A wondrous relief when we had escaped with our lives
from the menace of those innumerable volts! And
then we stood on a high platform surrounded by handles,
switches, signals—apparatus enough to put
all New York into darkness, or to annihilate it in
an instant by the unloosing of terrible cohorts of
volts!—and faced an enormous white hall,
sparsely peopled by a few colossal machines that seemed
to be revolving and oscillating about their business
with the fatalism of conquered and resigned leviathans.
Immaculately clean, inconceivably tidy, shimmering
with brilliant light under its lofty and beautiful
ceiling, shaking and roaring with the terrific thunder
of its own vitality, this hall in which no common
voice could make itself heard produced nevertheless
an effect of magical stillness, silence, and solitude.
We were alone in it, save that now and then in the
far-distant spaces a figure might flit and disappear
between the huge glinting columns of metal. It
was a hall enchanted and inexplicable. I understood
nothing of it. But I understood that half the
electricity of New York was being generated by its
engines of a hundred and fifty thousand horse-power,
and that if the spell were lifted the elevators of
New York would be immediately paralyzed, and the twenty
million lights expire beneath the eyes of a startled
population. I could have gazed at it to this
day, and brooded to this day upon the human imaginations
that had perfected it; but I was led off, hypnotized,
to see the furnaces and boilers under the earth.
And even there we were almost alone, to such an extent
had one sort of senseless matter been compelled to
take charge of another sort of senseless matter.
The odyssey of the coal that was lifted high out of
ships on the tide beyond, to fall ultimately into the
furnaces within, scarcely touched by the hand-wielded
shovel, was by itself epical. Fresh air pouring
in at the rate of twenty-four million cubic feet per
hour cooled the entire palace, and gave to these stoke-holes
the uncanny quality of refrigerators. The lowest
horror of the steamship had been abolished here.
I was tempted to say: “This alone is fit
to be called the heart of New York!”
They took me to the twin palace, and on the windy
way thither figures were casually thrown at me.
As that a short circuit may cause the machines to
surge wildly into the sudden creation of six million
horse-power of electricity, necessitating the invention
of other machines to control automatically these perilous
vagaries!
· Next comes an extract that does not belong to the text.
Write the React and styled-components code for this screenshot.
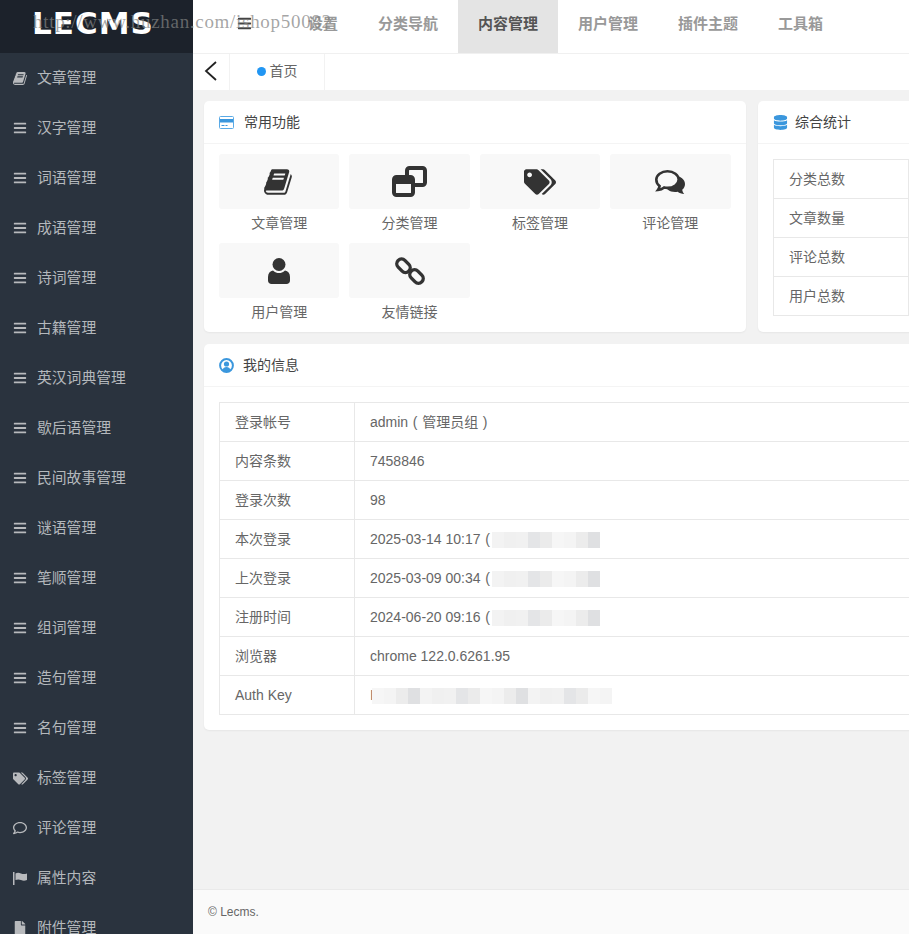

As that in the down-town district the
fire-engine was being abolished because, at a signal,
these power-houses could in thirty seconds concentrate
on any given main a pressure of three hundred pounds
to the square inch, lifting jets of water perhaps
above the roofs of sky-scrapers! As that the
city could fine these power-houses at the rate of five
hundred dollars a minute for any interruption of the
current longer than three minutes—but the
current had never failed for a single second!
As that in one year over two million dollars’
worth of machinery had been scrapped!... And
I was aware that it was New York I was in, and not
Timbuctoo.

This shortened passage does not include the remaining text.